■被害者の一連の動きを予測した神的犯行
続いても、同じくコミックス5巻の「カラオケボックス殺人事件」。人気ロックバンドのボーカルの男が打ち上げ中に青酸カリで死亡するという事件だ。遺書などが見つかったことから当初は自殺として捜査が進められたが、コナンは実は真犯人がいることに気づく。
そのトリックは、犯人が被害者の服のひじ部分にあらかじめ毒を塗っておくというもの。被害者は、いつもカラオケで歌う持ち歌の振付をしたことで自分のひじに触れ、そこで手に毒が付着。その後、素手でおにぎりを食べたことで服毒してしまった。
さまざまな装置を使ってボールをゴールまで転がすNHKの教育番組『ピタゴラスイッチ』の「ピタゴラ装置」のように、さまざまな動きが連鎖することでこのトリックは完成する。しかし、もし彼が歌わなかったら? おにぎりを食べる前に誰かに触れていたら? どれか1つでも狂ってしまえば、トリックは成功しない。
その発想力はすごいが、少しでも条件が変わると実行は不可能。それどころか犯行がバレやすくなってしまう諸刃のトリックと言える。とはいえ、これは被害者の動きを予測しきっていたからこそ実現できた犯行。相手を観察しまくっていたであろう犯人の執念を感じてしまう事件だ。
似たようなトリックは2005年放送のアニメオリジナル「辛く苦く甘い汁」での、電話をして携帯の振動で携帯を棚から落とし、マウスのボタンを押してメールを送るというアリバイ作りの遠隔トリックや、2010年放送のアニメオリジナル「屋上農園の罠」での、被害者に電話をかけ指定の場所に来させたところであらかじめ用意していたレンガをぶつけ、被害者がよろめいたところに水桶を置いておき後頭部を強打させて殺害するというトリックなどでも用いられた。
どれもトリック成功までの工程が多く、運よくその通りにいくことはほとんどなさそうな難易度の高いものばかりだ。

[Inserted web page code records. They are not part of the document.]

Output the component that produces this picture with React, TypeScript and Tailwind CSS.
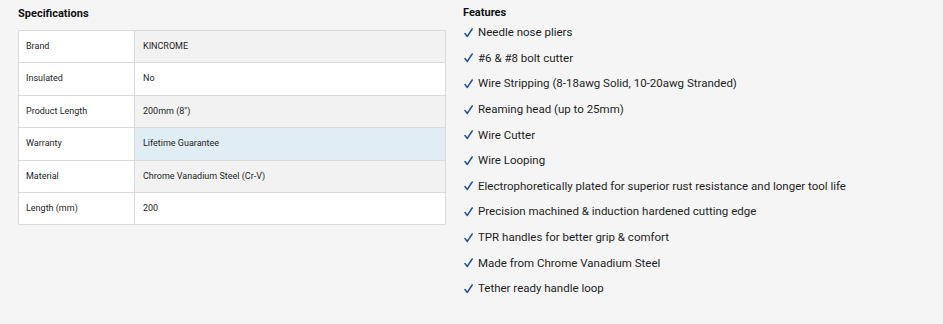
const specs: { label: string; value: string }[] = [
  { label: 'Brand', value: 'KINCROME' },
  { label: 'Insulated', value: 'No' },
  { label: 'Product Length', value: '200mm (8")' },
  { label: 'Warranty', value: 'Lifetime Guarantee' },
  { label: 'Material', value: 'Chrome Vanadium Steel (Cr-V)' },
  { label: 'Length (mm)', value: '200' },
];

const features = [
  'Needle nose pliers',
  '#6 & #8 bolt cutter',
  'Wire Stripping (8-18awg Solid, 10-20awg Stranded)',
  'Reaming head (up to 25mm)',
  'Wire Cutter',
  'Wire Looping',
  'Electrophoretically plated for superior rust resistance and longer tool life',
  'Precision machined & induction hardened cutting edge',
  'TPR handles for better grip & comfort',
  'Made from Chrome Vanadium Steel',
  'Tether ready handle loop',
];

// value cells alternate grey/white, the warranty row is highlighted
function valueBg(i: number) {
  if (i === 3) return 'bg-[#e1edf4]';
  return i % 2 === 0 ? 'bg-[#f2f2f2]' : 'bg-white';
}

function Tick() {
  return (
    <svg width="9" height="10" viewBox="0 0 9 10" className="mr-[5px] ml-[1px] shrink-0">
      <path d="M1 5.6 L3.3 8.4 L8.2 1" fill="none" stroke="#1f4f95" strokeWidth="1.5" strokeLinecap="round" strokeLinejoin="round" />
    </svg>
  );
}

export default function App() {
  return (
    <div className="w-[943px] h-[324px] bg-[#f5f5f5] font-['Roboto',sans-serif] text-[#1e1e1e] flex">
      <section className="w-[428px] ml-[18px] mt-[7px]">
        <h3 className="text-[11px] font-bold leading-[14px] text-[#111]">Specifications</h3>
        <table className="mt-[9px] w-full border-collapse border border-[#dadada] text-[9px]">
          <tbody>
            {specs.map((s, i) => (
              <tr key={s.label} className="h-[32.4px]">
                <td className="w-[116px] bg-white border border-[#dadada] pl-[7px] align-middle">{s.label}</td>
                <td className={`${valueBg(i)} border border-[#dadada] pl-[8px] align-middle`}>{s.value}</td>
              </tr>
            ))}
          </tbody>
        </table>
      </section>
      <section className="ml-[17px] mt-[6px]">
        <h3 className="text-[11px] font-bold leading-[14px] text-[#111]">Features</h3>
        <ul className="flex flex-col">
          {features.map((f) => (
            <li key={f} className="flex items-center h-[25.6px] text-[11.5px]">
              <Tick />
              <span>{f}</span>
            </li>
          ))}
        </ul>
      </section>
    </div>
  );
}
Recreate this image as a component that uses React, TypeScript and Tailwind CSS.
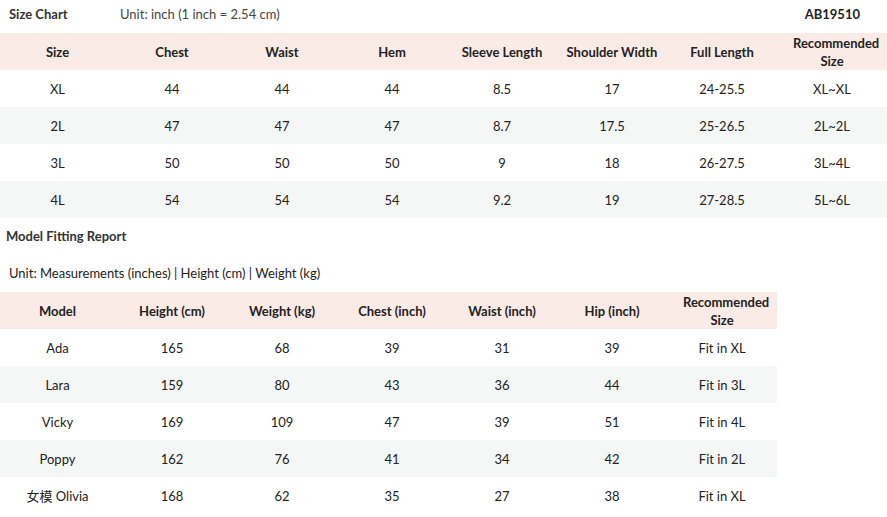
const sizeHead = ['Size', 'Chest', 'Waist', 'Hem', 'Sleeve Length', 'Shoulder Width', 'Full Length', 'Recommended Size']
const sizeRows = [
  ['XL', '44', '44', '44', '8.5', '17', '24-25.5', 'XL~XL'],
  ['2L', '47', '47', '47', '8.7', '17.5', '25-26.5', '2L~2L'],
  ['3L', '50', '50', '50', '9', '18', '26-27.5', '3L~4L'],
  ['4L', '54', '54', '54', '9.2', '19', '27-28.5', '5L~6L'],
]

const modelHead = ['Model', 'Height (cm)', 'Weight (kg)', 'Chest (inch)', 'Waist (inch)', 'Hip (inch)', 'Recommended Size']
const modelRows = [
  ['Ada', '165', '68', '39', '31', '39', 'Fit in XL'],
  ['Lara', '159', '80', '43', '36', '44', 'Fit in 3L'],
  ['Vicky', '169', '109', '47', '39', '51', 'Fit in 4L'],
  ['Poppy', '162', '76', '41', '34', '42', 'Fit in 2L'],
  ['女模 Olivia', '168', '62', '35', '27', '38', 'Fit in XL'],
]

function Row({ cells, head, shade }: { cells: string[]; head?: boolean; shade?: boolean }) {
  return (
    <div
      className={`flex h-[37px] items-center ${head ? 'bg-[#fbebe6] font-bold' : shade ? 'bg-[#f5f7f6]' : 'bg-white'}`}
    >
      {cells.map((c, i) => (
        <div
          key={i}
          className={`${i === 0 ? 'w-[115px]' : 'w-[110px]'} shrink-0 text-center leading-[18px] ${
            head && c === 'Recommended Size' ? 'px-4' : ''
          } ${i === 1 ? 'ml-[2px]' : ''}`}
        >
          {c}
        </div>
      ))}
    </div>
  )
}

export default function App() {
  return (
    <div
      className="w-[887px] h-[517px] bg-white text-[13px] text-[#222]"
      style={{ fontFamily: 'Lato, "Noto Sans CJK SC", sans-serif' }}
    >
      <div className="flex items-center h-[33px] pb-1">
        <span className="font-bold text-[#333] pl-[9px] w-[120px]">Size Chart</span>
        <span className="text-[#444]">Unit: inch (1 inch = 2.54 cm)</span>
        <span className="ml-auto mr-[27px] font-bold">AB19510</span>
      </div>

      <div className="w-[887px]">
        <Row cells={sizeHead} head />
        {sizeRows.map((r, i) => (
          <Row key={i} cells={r} shade={i % 2 === 1} />
        ))}
      </div>

      <div className="h-[38px] flex items-center pl-[6px] font-bold text-[#333]">Model Fitting Report</div>
      <div className="h-[36px] flex items-center pl-[9px] text-[#222]">
        Unit: Measurements (inches) | Height (cm) | Weight (kg)
      </div>

      <div className="w-[777px]">
        <Row cells={modelHead} head />
        {modelRows.map((r, i) => (
          <Row key={i} cells={r} shade={i % 2 === 1} />
        ))}
      </div>
    </div>
  )
}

4月28日放送の情報番組『ZIP!』では青山剛昌氏のアトリエを訪問するVTRが放送され、作中に登場するトリックについて実験をしたうえで執筆されている様子が紹介されていた。また医療系のトリックでは医者である弟にヒントをもらうこともあるそうだ。2024年で連載開始から30年を迎える『名探偵コナン』。これだけの長寿作品でありながら、読者の予想のはるか先を行く大胆なトリックを描き続ける青山氏の発想に改めて驚かされる。